To make things easier on you, consider having your prepared federal tax return at hand. Many nonresident tax return templates refer to the figures calculated on your federal tax return to simplify things. Calculate the percentage of your nonresident income versus your total income. This percentage will be your nonresident percentage. You can use this percentage to determine your tax liability, state-specific tax deductions, etc. Your nonresident tax return will have a column for your total income (as per your federal return) and a total for your state-specific earnings as a nonresident.

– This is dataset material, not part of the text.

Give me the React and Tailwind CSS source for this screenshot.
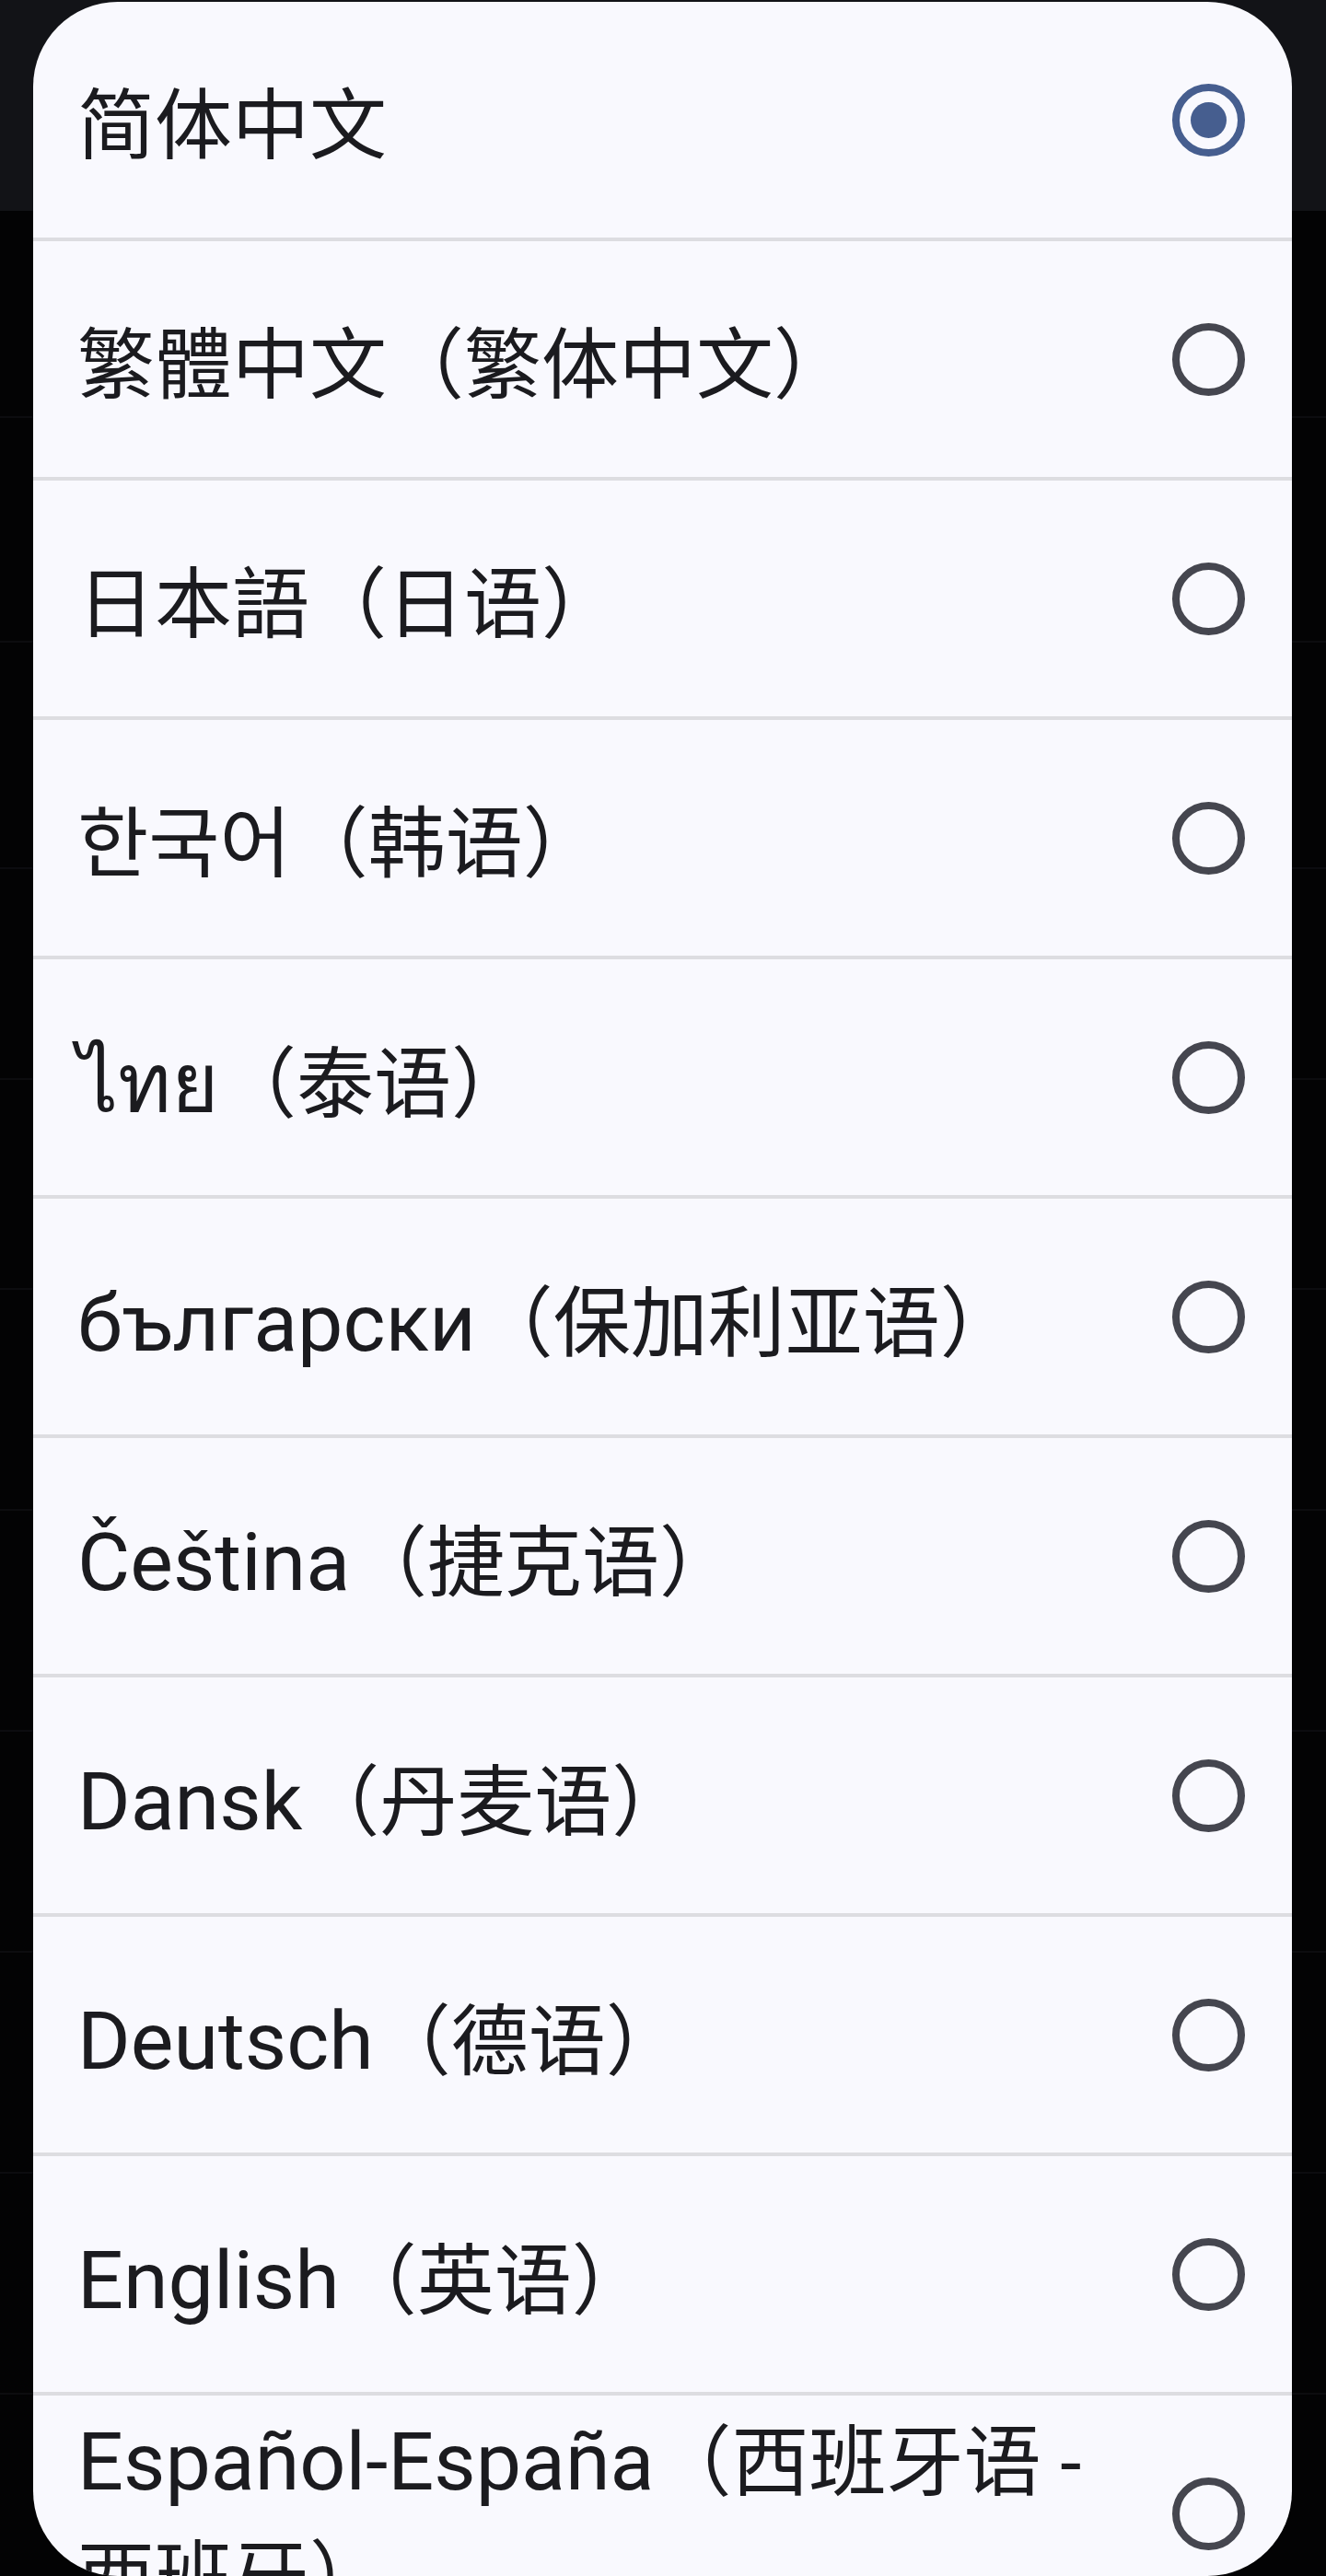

The process differs from state to state, so it’s essential to refer to your work state’s tax authority and download the respective tax forms for an accurate estimate of your total tax liability in that state. Due to the complexity, many people opt to hire a tax professional to assist in the process. Once you’ve determined your tax liability in your work state, you can file your nonresident tax return. You will need to report all income in your home state tax return – but you are eligible for a tax credit on income already taxed in your work state, as mentioned previously.

What If I Just Moved to a New State?

If you’ve moved to your work state or simply moved from one state to another, your income is still split between two states. However, instead of using a nonresident form – if you began working in your new shape after moving there – you will need to complete a part-year return. This is another type of tax return that calculates your tax liability in your new state after a move.